He was curious to see Paris by night with clearer and more judicious eyes that those of other days.

Thus, the theme of Atonement and Memory prevails throughout the narrative as Charlie, who has cut his drinking to one a day, returns to the wasteland of Paris in his effort to re-establish his reputation with his sister-in-law, hoping to regain enough respect to be able to reclaim his daughter, aptly named Honoria.

However, Charlie's return for expiation is fraught with ghosts from the past as he has great difficulty convincing his sister-in-law that he is responsible enough to assume the role of fatherhood. 

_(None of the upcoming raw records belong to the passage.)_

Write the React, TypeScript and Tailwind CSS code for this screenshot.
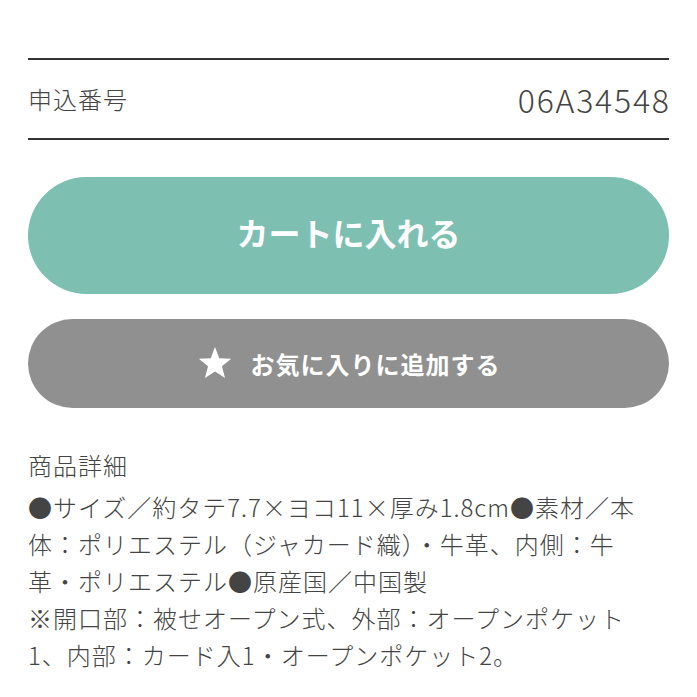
export default function App() {
  const font = { fontFamily: '"Noto Sans CJK JP", "Noto Sans", sans-serif' };
  return (
    <div className="w-[697px] h-[697px] bg-white overflow-hidden px-[28px] text-[#333]" style={font}>
      <div className="h-[58px]" />
      <div className="border-t-2 border-b-2 border-[#333] h-[82px] flex items-center justify-between">
        <span className="text-[24px] tracking-[1px] font-light text-[#444]">申込番号</span>
        <span className="text-[32px] tracking-[1.8px] mr-[-1.8px] font-light text-[#444]">06A34548</span>
      </div>
      <button className="mt-[37px] w-full h-[117px] pb-[8px] rounded-full bg-[#7dbfb1] text-white text-[32px] font-bold flex items-center justify-center">
        カートに入れる
      </button>
      <button className="mt-[25px] w-full h-[89px] rounded-full bg-[#909090] text-white text-[24px] tracking-[1px] font-bold flex items-center justify-center gap-[18px]">
        <svg width="36" height="34" viewBox="0 0 24 23" fill="white">
          <path d="M12 0l2.9 7.6 8.1.4-6.3 5.1 2.1 7.9L12 16.6 5.2 21l2.1-7.9L1 8l8.1-.4z" />
        </svg>
        お気に入りに追加する
      </button>
      <div className="mt-[38px] text-[24px] tracking-[1px] font-light leading-[37px] text-[#444]">
        <div>商品詳細</div>
        <div className="mt-[5px] whitespace-nowrap">
          ●サイズ／約タテ7.7×ヨコ11×厚み1.8cm●素材／本
          <br />
          体：ポリエステル（ジャカード織）・牛革、内側：牛
          <br />
          革・ポリエステル●原産国／中国製
          <br />
          ※開口部：被せオープン式、外部：オープンポケット
          <br />
          1、内部：カード入1・オープンポケット2。
        </div>
      </div>
    </div>
  );
}
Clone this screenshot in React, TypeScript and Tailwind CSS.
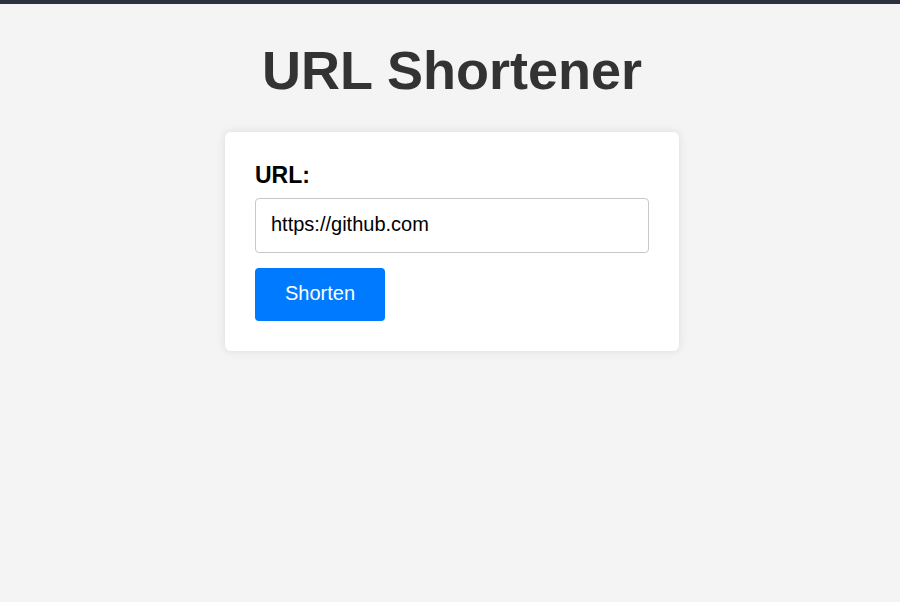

He believed in character; he wanted to jump back a whole generation and trust in character again as the eternally valuable element. Everything wore out.

Charlie's atonement is made more difficult because he has "returned to the scene of the crime," so to speak. There, in the Ritz in Paris, ghosts from the old days reappear--Lorraine Quarrles and Duncan Schaeffer, those from the crowd who "had helped them make months into days in the lavish times of three years ago." Still, he perseveres and is able to take Honoria out for lunch; then,when she asks to come live with him, Charlie's feels he is exonerated from his past. After he returns Honoria and talks with his in-laws, even his sister-in-law Marion "knew he had somehow arrived at control over the situation" and has proven himself as a hardworking and stable man. But, the sudden appearance of Lorraine and Duncan in the corridor just as Marion is ready to release Honoria to Charlie reawakens in Marion the memories of his neglect of Helen, and she changes her mind about allowing him to resume his parenthood.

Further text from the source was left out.